_WORK TO COMPLETE_
Quote the listing in full, exactly as given, minus any pictures.

>> begin GIVEN INFORMATION

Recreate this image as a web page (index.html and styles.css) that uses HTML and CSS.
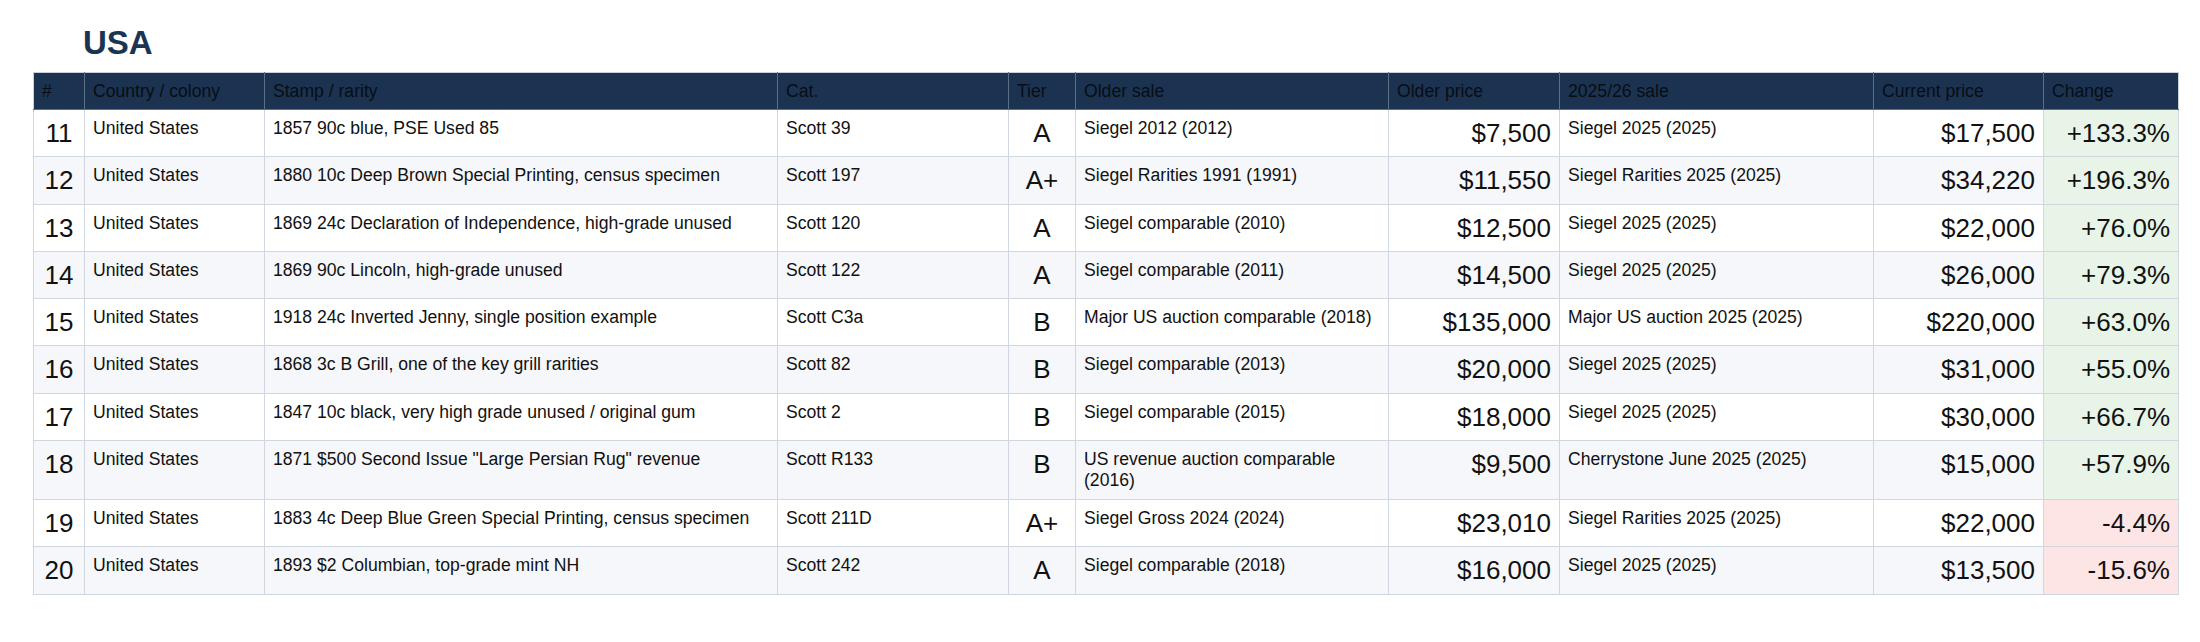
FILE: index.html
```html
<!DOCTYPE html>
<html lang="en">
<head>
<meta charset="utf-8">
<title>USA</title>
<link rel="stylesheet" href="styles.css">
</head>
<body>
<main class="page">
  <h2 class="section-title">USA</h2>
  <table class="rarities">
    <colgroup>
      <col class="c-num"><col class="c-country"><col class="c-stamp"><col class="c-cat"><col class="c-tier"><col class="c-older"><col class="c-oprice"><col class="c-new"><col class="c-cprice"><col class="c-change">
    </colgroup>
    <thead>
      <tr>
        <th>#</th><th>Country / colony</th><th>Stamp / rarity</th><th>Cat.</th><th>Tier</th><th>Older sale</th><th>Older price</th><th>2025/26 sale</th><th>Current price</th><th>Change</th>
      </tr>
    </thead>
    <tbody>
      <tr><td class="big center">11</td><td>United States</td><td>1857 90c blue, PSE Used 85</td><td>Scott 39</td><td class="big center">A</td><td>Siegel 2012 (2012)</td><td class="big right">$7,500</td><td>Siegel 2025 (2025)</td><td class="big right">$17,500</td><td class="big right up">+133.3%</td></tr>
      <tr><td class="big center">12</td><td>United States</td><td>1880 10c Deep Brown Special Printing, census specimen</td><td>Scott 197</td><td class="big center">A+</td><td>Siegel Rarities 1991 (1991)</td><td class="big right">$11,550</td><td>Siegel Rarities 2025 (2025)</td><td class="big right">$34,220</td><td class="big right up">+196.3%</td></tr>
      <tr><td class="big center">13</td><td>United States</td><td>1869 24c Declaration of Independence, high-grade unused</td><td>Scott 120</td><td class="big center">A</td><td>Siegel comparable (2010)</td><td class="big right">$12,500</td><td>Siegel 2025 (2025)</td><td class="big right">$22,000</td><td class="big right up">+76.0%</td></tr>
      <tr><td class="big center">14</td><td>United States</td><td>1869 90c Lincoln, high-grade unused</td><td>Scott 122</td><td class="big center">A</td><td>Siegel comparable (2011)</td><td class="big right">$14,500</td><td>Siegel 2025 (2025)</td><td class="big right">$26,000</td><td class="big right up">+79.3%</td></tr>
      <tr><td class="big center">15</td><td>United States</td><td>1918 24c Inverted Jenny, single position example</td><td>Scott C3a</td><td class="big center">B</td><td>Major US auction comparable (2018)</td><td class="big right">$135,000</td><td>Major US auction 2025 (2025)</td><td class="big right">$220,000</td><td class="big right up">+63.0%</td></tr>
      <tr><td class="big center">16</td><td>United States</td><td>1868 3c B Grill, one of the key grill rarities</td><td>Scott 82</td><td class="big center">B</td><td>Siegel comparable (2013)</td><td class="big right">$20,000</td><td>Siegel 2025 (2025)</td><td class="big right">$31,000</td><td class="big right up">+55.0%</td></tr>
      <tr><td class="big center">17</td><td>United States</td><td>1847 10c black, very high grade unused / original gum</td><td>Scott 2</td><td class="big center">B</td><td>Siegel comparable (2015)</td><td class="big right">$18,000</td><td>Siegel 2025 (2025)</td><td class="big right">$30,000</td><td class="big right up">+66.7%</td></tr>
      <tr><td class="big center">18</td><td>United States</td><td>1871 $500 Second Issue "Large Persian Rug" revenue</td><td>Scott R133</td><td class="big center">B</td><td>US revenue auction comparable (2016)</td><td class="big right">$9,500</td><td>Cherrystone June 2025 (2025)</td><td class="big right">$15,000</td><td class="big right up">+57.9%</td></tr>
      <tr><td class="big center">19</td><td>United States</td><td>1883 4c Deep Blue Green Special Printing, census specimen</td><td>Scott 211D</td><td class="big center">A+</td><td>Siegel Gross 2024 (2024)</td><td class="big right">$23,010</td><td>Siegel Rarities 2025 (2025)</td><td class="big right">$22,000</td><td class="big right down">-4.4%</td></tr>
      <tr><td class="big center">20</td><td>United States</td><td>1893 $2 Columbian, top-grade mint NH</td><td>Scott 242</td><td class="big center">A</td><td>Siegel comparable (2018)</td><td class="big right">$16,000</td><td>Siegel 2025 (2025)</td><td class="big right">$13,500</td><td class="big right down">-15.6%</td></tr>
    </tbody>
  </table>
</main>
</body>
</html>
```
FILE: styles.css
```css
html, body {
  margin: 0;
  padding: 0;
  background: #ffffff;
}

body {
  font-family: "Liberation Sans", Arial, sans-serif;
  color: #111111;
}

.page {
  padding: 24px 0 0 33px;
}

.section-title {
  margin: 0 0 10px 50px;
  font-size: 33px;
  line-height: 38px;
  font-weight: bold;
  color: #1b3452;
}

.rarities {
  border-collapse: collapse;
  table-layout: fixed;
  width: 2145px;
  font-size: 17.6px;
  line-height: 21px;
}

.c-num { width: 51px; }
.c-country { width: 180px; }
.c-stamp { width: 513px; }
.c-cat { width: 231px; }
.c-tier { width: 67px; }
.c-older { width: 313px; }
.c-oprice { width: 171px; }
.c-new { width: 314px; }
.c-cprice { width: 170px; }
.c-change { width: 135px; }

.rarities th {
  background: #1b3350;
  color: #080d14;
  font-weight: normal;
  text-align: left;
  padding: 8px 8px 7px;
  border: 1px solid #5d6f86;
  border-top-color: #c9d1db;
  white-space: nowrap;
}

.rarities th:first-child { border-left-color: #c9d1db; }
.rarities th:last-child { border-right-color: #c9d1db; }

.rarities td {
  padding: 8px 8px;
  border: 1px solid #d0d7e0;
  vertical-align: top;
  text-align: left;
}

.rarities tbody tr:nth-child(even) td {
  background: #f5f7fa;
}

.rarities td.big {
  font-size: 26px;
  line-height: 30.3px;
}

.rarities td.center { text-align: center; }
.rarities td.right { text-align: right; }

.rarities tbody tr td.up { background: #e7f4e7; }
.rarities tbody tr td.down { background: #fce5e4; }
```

>> end GIVEN INFORMATION

_COMPLETE ANSWER_
Recreate this image as a web page (index.html and styles.css) that uses HTML and CSS.
FILE: index.html
```html
<!DOCTYPE html>
<html lang="en">
<head>
<meta charset="utf-8">
<title>USA</title>
<link rel="stylesheet" href="styles.css">
</head>
<body>
<main class="page">
  <h2 class="section-title">USA</h2>
  <table class="rarities">
    <colgroup>
      <col class="c-num"><col class="c-country"><col class="c-stamp"><col class="c-cat"><col class="c-tier"><col class="c-older"><col class="c-oprice"><col class="c-new"><col class="c-cprice"><col class="c-change">
    </colgroup>
    <thead>
      <tr>
        <th>#</th><th>Country / colony</th><th>Stamp / rarity</th><th>Cat.</th><th>Tier</th><th>Older sale</th><th>Older price</th><th>2025/26 sale</th><th>Current price</th><th>Change</th>
      </tr>
    </thead>
    <tbody>
      <tr><td class="big center">11</td><td>United States</td><td>1857 90c blue, PSE Used 85</td><td>Scott 39</td><td class="big center">A</td><td>Siegel 2012 (2012)</td><td class="big right">$7,500</td><td>Siegel 2025 (2025)</td><td class="big right">$17,500</td><td class="big right up">+133.3%</td></tr>
      <tr><td class="big center">12</td><td>United States</td><td>1880 10c Deep Brown Special Printing, census specimen</td><td>Scott 197</td><td class="big center">A+</td><td>Siegel Rarities 1991 (1991)</td><td class="big right">$11,550</td><td>Siegel Rarities 2025 (2025)</td><td class="big right">$34,220</td><td class="big right up">+196.3%</td></tr>
      <tr><td class="big center">13</td><td>United States</td><td>1869 24c Declaration of Independence, high-grade unused</td><td>Scott 120</td><td class="big center">A</td><td>Siegel comparable (2010)</td><td class="big right">$12,500</td><td>Siegel 2025 (2025)</td><td class="big right">$22,000</td><td class="big right up">+76.0%</td></tr>
      <tr><td class="big center">14</td><td>United States</td><td>1869 90c Lincoln, high-grade unused</td><td>Scott 122</td><td class="big center">A</td><td>Siegel comparable (2011)</td><td class="big right">$14,500</td><td>Siegel 2025 (2025)</td><td class="big right">$26,000</td><td class="big right up">+79.3%</td></tr>
      <tr><td class="big center">15</td><td>United States</td><td>1918 24c Inverted Jenny, single position example</td><td>Scott C3a</td><td class="big center">B</td><td>Major US auction comparable (2018)</td><td class="big right">$135,000</td><td>Major US auction 2025 (2025)</td><td class="big right">$220,000</td><td class="big right up">+63.0%</td></tr>
      <tr><td class="big center">16</td><td>United States</td><td>1868 3c B Grill, one of the key grill rarities</td><td>Scott 82</td><td class="big center">B</td><td>Siegel comparable (2013)</td><td class="big right">$20,000</td><td>Siegel 2025 (2025)</td><td class="big right">$31,000</td><td class="big right up">+55.0%</td></tr>
      <tr><td class="big center">17</td><td>United States</td><td>1847 10c black, very high grade unused / original gum</td><td>Scott 2</td><td class="big center">B</td><td>Siegel comparable (2015)</td><td class="big right">$18,000</td><td>Siegel 2025 (2025)</td><td class="big right">$30,000</td><td class="big right up">+66.7%</td></tr>
      <tr><td class="big center">18</td><td>United States</td><td>1871 $500 Second Issue "Large Persian Rug" revenue</td><td>Scott R133</td><td class="big center">B</td><td>US revenue auction comparable (2016)</td><td class="big right">$9,500</td><td>Cherrystone June 2025 (2025)</td><td class="big right">$15,000</td><td class="big right up">+57.9%</td></tr>
      <tr><td class="big center">19</td><td>United States</td><td>1883 4c Deep Blue Green Special Printing, census specimen</td><td>Scott 211D</td><td class="big center">A+</td><td>Siegel Gross 2024 (2024)</td><td class="big right">$23,010</td><td>Siegel Rarities 2025 (2025)</td><td class="big right">$22,000</td><td class="big right down">-4.4%</td></tr>
      <tr><td class="big center">20</td><td>United States</td><td>1893 $2 Columbian, top-grade mint NH</td><td>Scott 242</td><td class="big center">A</td><td>Siegel comparable (2018)</td><td class="big right">$16,000</td><td>Siegel 2025 (2025)</td><td class="big right">$13,500</td><td class="big right down">-15.6%</td></tr>
    </tbody>
  </table>
</main>
</body>
</html>
```
FILE: styles.css
```css
html, body {
  margin: 0;
  padding: 0;
  background: #ffffff;
}

body {
  font-family: "Liberation Sans", Arial, sans-serif;
  color: #111111;
}

.page {
  padding: 24px 0 0 33px;
}

.section-title {
  margin: 0 0 10px 50px;
  font-size: 33px;
  line-height: 38px;
  font-weight: bold;
  color: #1b3452;
}

.rarities {
  border-collapse: collapse;
  table-layout: fixed;
  width: 2145px;
  font-size: 17.6px;
  line-height: 21px;
}

.c-num { width: 51px; }
.c-country { width: 180px; }
.c-stamp { width: 513px; }
.c-cat { width: 231px; }
.c-tier { width: 67px; }
.c-older { width: 313px; }
.c-oprice { width: 171px; }
.c-new { width: 314px; }
.c-cprice { width: 170px; }
.c-change { width: 135px; }

.rarities th {
  background: #1b3350;
  color: #080d14;
  font-weight: normal;
  text-align: left;
  padding: 8px 8px 7px;
  border: 1px solid #5d6f86;
  border-top-color: #c9d1db;
  white-space: nowrap;
}

.rarities th:first-child { border-left-color: #c9d1db; }
.rarities th:last-child { border-right-color: #c9d1db; }

.rarities td {
  padding: 8px 8px;
  border: 1px solid #d0d7e0;
  vertical-align: top;
  text-align: left;
}

.rarities tbody tr:nth-child(even) td {
  background: #f5f7fa;
}

.rarities td.big {
  font-size: 26px;
  line-height: 30.3px;
}

.rarities td.center { text-align: center; }
.rarities td.right { text-align: right; }

.rarities tbody tr td.up { background: #e7f4e7; }
.rarities tbody tr td.down { background: #fce5e4; }
```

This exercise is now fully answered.